Ma la lucida genialità di Kempton è estremamente british e, di conseguenza, segue il percorso opposto: egli trasforma il mostro in mulino e non il mulino in mostro. Così, anche il Duca di Wellington passa da simbolo del potere, da protesi autocelebrativa della tradizione passata e presente a banale – e spesso indesiderato – coinquilino di casa Bunton. Fra l’altro, questo nuovo compagno di stanza “non è neanche granché bello” e a lungo andare si dimostra perfino un po’ invadente: il suo occhio ironico appare ridicolmente intrigato dai litigi familiari, dagli intrighi amorosi e dalle piccole malefatte che il nostro paladino dell’Inghilterra postindustriale si diverte a compiere…

da qui

 

Un soggetto nobile, un décor d'epoca, una cup of tea e un ruolo di primo piano propizio alla performance attoriale. La schermaglia so british tra Jim Broadbent e Helen Mirren è certamente la cosa migliore del film. L'insieme è lontano dall'essere sgradevole e tutto quello che ci racconta è vero. O quasi. La storia di trasgressione di Kempton Bunton trova un'incarnazione ideale in Jim Broadbent, che ne fa un irresistibile bugiardo sempre un passo avanti alla disperazione.
Assediato dalla vita e tormentato dalla consorte, il protagonista conserva dentro di sé una fiamma che brucia di amore per la letteratura, di humour, di affetto per i suoi cari e per il mondo.

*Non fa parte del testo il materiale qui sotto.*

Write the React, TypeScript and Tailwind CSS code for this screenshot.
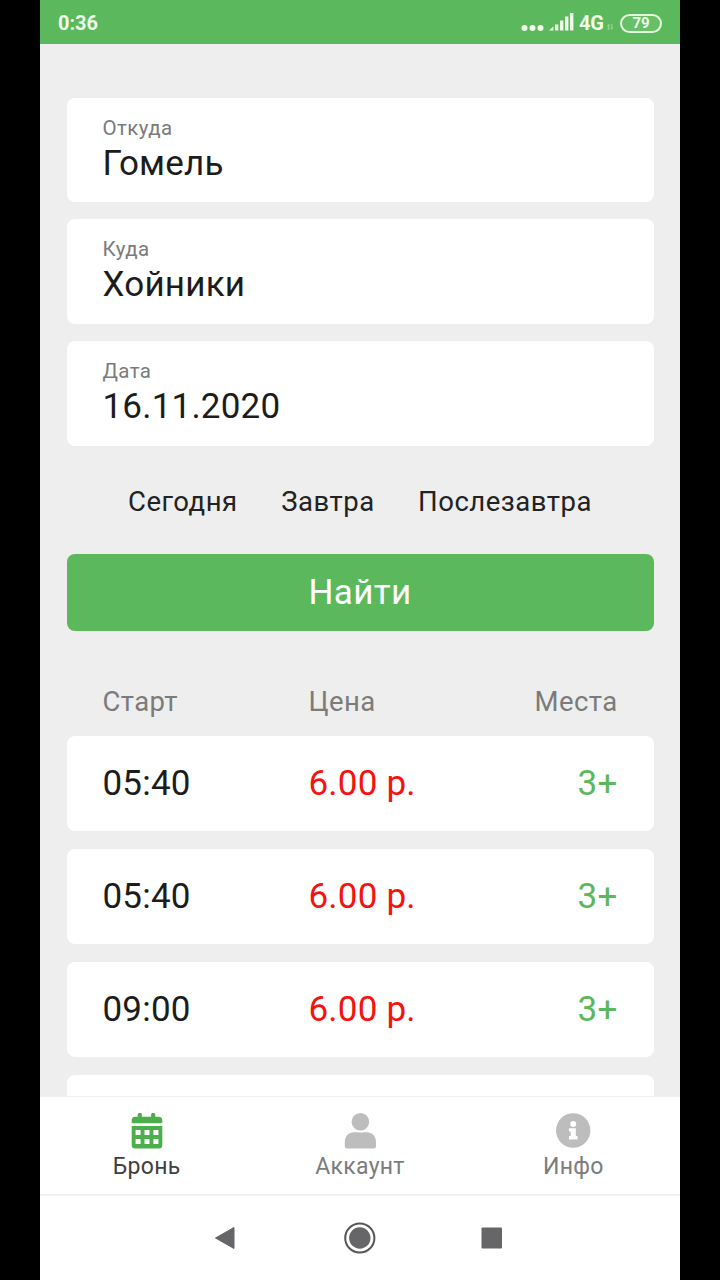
import React from 'react';

const CalendarIcon: React.FC = () => (
  <svg width="36" height="36" viewBox="0 0 36 36" fill="currentColor">
    <path d="M2.700 10.300V7.200a3.500 3.500 0 0 1 3.500-3.500h2.500V1.900a2.100 2.100 0 0 1 4.200 0v1.800h9.200V1.900a2.100 2.100 0 0 1 4.200 0v1.800h3.500a3.500 3.500 0 0 1 3.500 3.500v3.100z" />
    <path
      fillRule="evenodd"
      d="M2.700 13h30.600v19.200a3.300 3.300 0 0 1-3.300 3.300H6a3.300 3.300 0 0 1-3.300-3.300zM6.600 17v5h5v-5zM15.500 17v5h5v-5zM24.400 17v5h5v-5zM6.600 26v5h5v-5zM15.500 26v5h5v-5zM24.400 26v5h5v-5z"
    />
  </svg>
);

const UserIcon: React.FC = () => (
  <svg width="36" height="36" viewBox="0 0 36 36" fill="currentColor">
    <circle cx="18.4" cy="8.8" r="8.800" />
    <path d="M2.800 33v-4.200c0-5.600 4-9.500 9.200-9.500 2.500 0 3.800.2 6.400.2s3.900-.2 6.400-.2c5.200 0 9.200 3.900 9.200 9.500V33a2.500 2.500 0 0 1-2.500 2.500H5.300A2.500 2.500 0 0 1 2.800 33z" />
  </svg>
);

const InfoIcon: React.FC = () => (
  <svg width="36" height="36" viewBox="0 0 36 36">
    <circle cx="18.2" cy="17.5" r="17.2" fill="currentColor" />
    <circle cx="18.2" cy="11" r="3" fill="#ffffff" />
    <path d="M14 15.200h6.800v7.900h1.700v3.400H14v-3.400h1.700v-4.500H14z" fill="#ffffff" />
  </svg>
);

const fields = [
  { label: 'Откуда', value: 'Гомель' },
  { label: 'Куда', value: 'Хойники' },
  { label: 'Дата', value: '16.11.2020' },
];

const quickDates = ['Сегодня', 'Завтра', 'Послезавтра'];

const trips = [
  { id: 1, start: '05:40', price: '6.00 р.', seats: '3+' },
  { id: 2, start: '05:40', price: '6.00 р.', seats: '3+' },
  { id: 3, start: '09:00', price: '6.00 р.', seats: '3+' },
  { id: 4, start: '', price: '', seats: '' },
];

const tabs = [
  { name: 'Бронь', icon: <CalendarIcon />, active: true },
  { name: 'Аккаунт', icon: <UserIcon />, active: false },
  { name: 'Инфо', icon: <InfoIcon />, active: false },
];

const StatusBar: React.FC = () => (
  <div className="flex h-11 shrink-0 items-center justify-between bg-[#5cb85c] px-[18px] pt-0.5 text-[#eefbe9]">
    <span className="text-[20px] leading-6 font-bold">0:36</span>
    <div className="flex items-center">
      <svg width="54" height="24" viewBox="0 0 54 24" fill="currentColor">
        <circle cx="3.5" cy="17" r="3" />
        <circle cx="11.5" cy="17" r="3" />
        <circle cx="19.5" cy="17" r="3" />
        <path d="M28 19.500l4.400-4v4z" />
        <rect x="34" y="13.5" width="3.4" height="6" />
        <rect x="39" y="9.5" width="3.4" height="10" />
        <rect x="44" y="5.5" width="3.4" height="14" />
        <rect x="49" y="2" width="3.4" height="17.5" />
      </svg>
      <span className="ml-1 text-[20px] leading-6 font-bold">4G</span>
      <svg className="ml-0.5" width="8" height="24" viewBox="0 0 8 24" fill="#8fd08c">
        <path d="M1 15l1.600-2.500L4.200 15H3.400v4H1.800v-4zM4.200 16.500h.9V13h1.400v3.500h.9L5.800 19z" />
      </svg>
      <div className="ml-1.5 flex h-[19px] w-[42px] items-center justify-center rounded-full border-2 border-[#e2f8dc] bg-[#68bf67] text-[15px] leading-none font-bold">
        79
      </div>
    </div>
  </div>
);

const SystemNav: React.FC = () => (
  <div className="flex h-[84px] shrink-0 items-center justify-center gap-[100px] pb-px text-[#666567]">
    <svg width="34" height="34" viewBox="0 0 34 34" fill="currentColor">
      <path d="M6.500 17L25 6.500v21z" stroke="currentColor" strokeWidth="1" strokeLinejoin="round" />
    </svg>
    <svg width="34" height="34" viewBox="0 0 34 34">
      <circle cx="16.8" cy="17" r="14.6" fill="none" stroke="#565558" strokeWidth="2" />
      <circle cx="16.8" cy="17" r="10.7" fill="currentColor" />
    </svg>
    <svg width="34" height="34" viewBox="0 0 34 34" fill="currentColor">
      <rect x="4.5" y="6.5" width="20.5" height="21" rx="1" />
    </svg>
  </div>
);

const App: React.FC = () => {
  return (
    <div className="flex h-[1280px] w-[720px] justify-center overflow-hidden bg-black font-[Roboto,'Noto_Sans',sans-serif]">
      <div className="flex w-[640px] flex-col bg-white">
        <StatusBar />

        <main className="flex min-h-0 flex-1 flex-col overflow-hidden bg-[#eeeeee] px-[26.5px] pt-[53.6px]">
          <div className="flex shrink-0 flex-col gap-[17.7px]">
            {fields.map((field) => (
              <div key={field.label} className="h-[104.2px] rounded-lg bg-white px-9 pt-[18px]">
                <div className="text-[20.5px] leading-6 tracking-[0.4px] text-[#7b7b7b]">{field.label}</div>
                <div className="pt-px text-[35px] leading-[46px] tracking-[0.2px] text-[#1c1c1c]">{field.value}</div>
              </div>
            ))}
          </div>

          <div className="flex h-[108.5px] shrink-0 items-center justify-center gap-[43.5px] pt-[3px] text-[27.5px] tracking-[0.5px] text-[#222222]">
            {quickDates.map((day) => (
              <button key={day}>{day}</button>
            ))}
          </div>

          <button className="h-[77px] shrink-0 rounded-lg bg-[#5cb85c] pt-px text-[35px] tracking-[0.4px] text-white">
            Найти
          </button>

          <div className="grid h-[105px] shrink-0 grid-cols-[206px_1fr_auto] items-end px-9 pb-[14px] text-[27.5px] leading-10 tracking-[0.4px] text-[#7b7b7b]">
            <span>Старт</span>
            <span>Цена</span>
            <span>Места</span>
          </div>

          <div className="flex flex-col gap-[18px]">
            {trips.map((trip) => (
              <div
                key={trip.id}
                className="grid h-[95px] shrink-0 grid-cols-[206px_1fr_auto] items-center rounded-lg bg-white px-9 pt-0.5 text-[35px] tracking-[0.2px]"
              >
                <span className="text-[#1c1c1c]">{trip.start}</span>
                <span className="text-[#f5120f]">{trip.price}</span>
                <span className="text-[#5cb85c]">{trip.seats}</span>
              </div>
            ))}
          </div>
        </main>

        <nav className="grid h-[100px] shrink-0 grid-cols-3 border-t border-b-2 border-[#f0f0f0]">
          {tabs.map((tab) => (
            <button key={tab.name} className="flex flex-col items-center justify-start pt-4">
              <span className={tab.active ? 'text-[#4caf4c]' : 'text-[#bdbdbd]'}>{tab.icon}</span>
              <span
                className={`mt-0.5 text-[23px] leading-8 tracking-[0.3px] ${
                  tab.active ? 'text-[#404040]' : 'text-[#7c7c7c]'
                }`}
              >
                {tab.name}
              </span>
            </button>
          ))}
        </nav>

        <SystemNav />
      </div>
    </div>
  );
};

export default App;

I perdenti sono raramente magnifici e 
Roger Michell non risparmia al suo vecchio eroe qualche umiliazione. Ma Jim Broadbent è un campione di simpatia che usa come strumento del crimine…

da qui

 

Il ritratto del Duca appare come la dimostrazione prima di tutto di un saggio di scrittura intoccabile ma anche impermeabile. E si affida ai suoi protagonisti e a una storia bellissima per mandare avanti il film. Un po’ poco. Siamo sul modello della commedia sociale inglese fine anni ’90. Un cinema quindi impeccabile ma anche già superato. Il rischio più grosso è quello di lasciare in secondo piano il contrasto sociale. E soprattutto si perde la forza del gesto rivoluzionario di quello che è stato l’unico furto alla National Gallery trattandolo come poco più di un aneddoto.